Create a read-only MsgPack object from buffer. The buffer’s length is set in bytes. The source string isn’t copied, so be careful not to destroy it while this function is running.

Scalar MessagePack types

ssize_t tnt_object_add_nil(struct tnt_stream *s)

Append nil to a stream object.

ssize_t tnt_object_add_int(struct tnt_stream *s, int64_t value)
ssize_t tnt_object_add_uint(struct tnt_stream *s, uint64_t value)

For int64_t version: Append an integer to a stream object. If value >= 0, then pack it in uint MsgPack type, otherwise the type is int.

For uint64_t version: Append unsigned integer (that’s uint MsgPack type)

ssize_t tnt_object_add_str(struct tnt_stream *s, const char *str, uint32_t len)
ssize_t tnt_object_add_strz(struct tnt_stream *s, const char *str)

Append a UTF-8 string to a stream object. If you use the <...>_strz() function, the string’s length is calculated using strlen(str).

ssize_t tnt_object_add_bin(struct tnt_stream *s, const char *bin, uint32_t len)

Append a byte array to a stream object. The array’s length is set in bytes.

ssize_t tnt_object_add_bool(struct tnt_stream *s, char value)

Append a boolean value to a stream object. If value == 0, then append false, otherwise true.

ssize_t tnt_object_add_float(struct tnt_stream *s, float val)
ssize_t tnt_object_add_double(struct tnt_stream *s, double val)

Append a float/double value to a stream object.

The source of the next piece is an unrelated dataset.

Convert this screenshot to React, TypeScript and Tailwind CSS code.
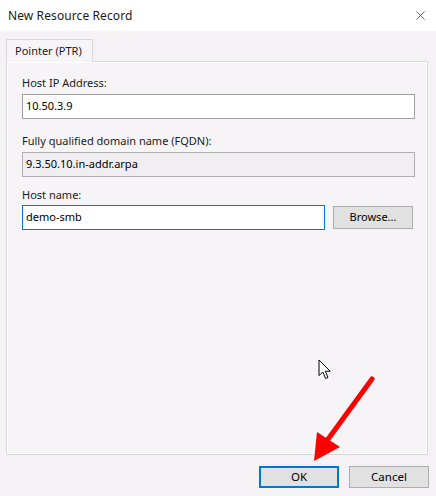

  • float means a 4-byte floating point number.
  • double means a 8-byte floating point number.

Array/Map manipulation

Array/Map in MessagePack

To understand why there are many problems when working with MessagePack arrays/maps with dynamic size, we need to understand how it’s originally specified.

Arrays/maps are a sequence of elements following the “header”. The problem is that the header’s length varies depending on the number of elements in the sequence.

For example:

  • length(elements) < 16 => length(header) == 1 byte
  • length(elements) < (2^16) => length(header) == 3 bytes
  • length(elements) < (2^32) => length(header) == 5 bytes

Working with Array/Map

So when you, dynamically, add 1 element and the sequence’s length becomes 16 - the header grows from 1 to 2 bytes (the same applies to 2^32). There are 3 strategies to work with it (each strategy corresponds to one of the 3 container types):

TNT_SBO_SIMPLE

Set the sequence’s size (stored in header) before adding elements into it. It’s the default option.

TNT_SBO_SPARSE

Every container’s header has a length of 5 bytes. It’s recommended if you have very big tuples.

TNT_SBO_PACKED

When you’re finished working with the container - it will be packed.

int tnt_object_type(struct tnt_stream *s, enum TNT_SBO_TYPE type)

Function for setting an object type. You can set it only when the container is empty.

Returns -1 if it’s not empty.

ssize_t tnt_object_add_array(struct tnt_stream *s, uint32_t size)

Append an array header to a stream object.

The header’s size is in bytes. If TNT_SBO_SPARSE or TNT_SBO_PACKED is set as container type, then size is ignored.

ssize_t tnt_object_add_map(struct tnt_stream *s, uint32_t size)

Append a map header to a stream object.

The header’s size is in bytes. If TNT_SBO_SPARSE or TNT_SBO_PACKED is set as container type, then size is ignored.

ssize_t tnt_object_container_close(struct tnt_stream *s)

Close the latest opened container. It’s used when you set tnt_object_type() to TNT_SBO_SPARSE or TNT_SBO_PACKED value.

Object manipulation

ssize_t tnt_object_format(struct tnt_stream *s, const char *fmt, ...)
ssize_t tnt_object_vformat(struct tnt_stream *s, const char *fmt, va_list vl)

Append formatted msgpack values to the stream object. The <...>_vformat() function uses va_list as the third argument.

Use the following symbols for formatting:

  • ‘[‘ and ‘]’ pairs, defining arrays,
  • ‘{‘ and ‘}’ pairs, defining maps
  • %d, %i - int
  • %u - unsigned int
  • %ld, %li - long
  • %lu - unsigned long
  • %lld, %lli - long long
  • %llu - unsigned long long
  • %hd, %hi - short
  • %hu - unsigned short
  • %hhd, %hhi - char (as number)
  • %hhu - unsigned char (as number)
  • %f - float
  • %lf - double
  • %b - bool
  • %s - zero-end string
  • %.*s - string with specified length
  • %% is ignored
  • %’smth else’ assert and undefined behaviour
  • NIL - a nil value

Any other symbols are ignored.

int tnt_object_verify(struct tnt_stream *s, int8_t type)

Verify that an object is a valid msgpack structure. If type == -1, then don’t verify the first type, otherwise check that the first type is type.

int tnt_object_reset(struct tnt_stream *s)

Reset a stream object to the basic state.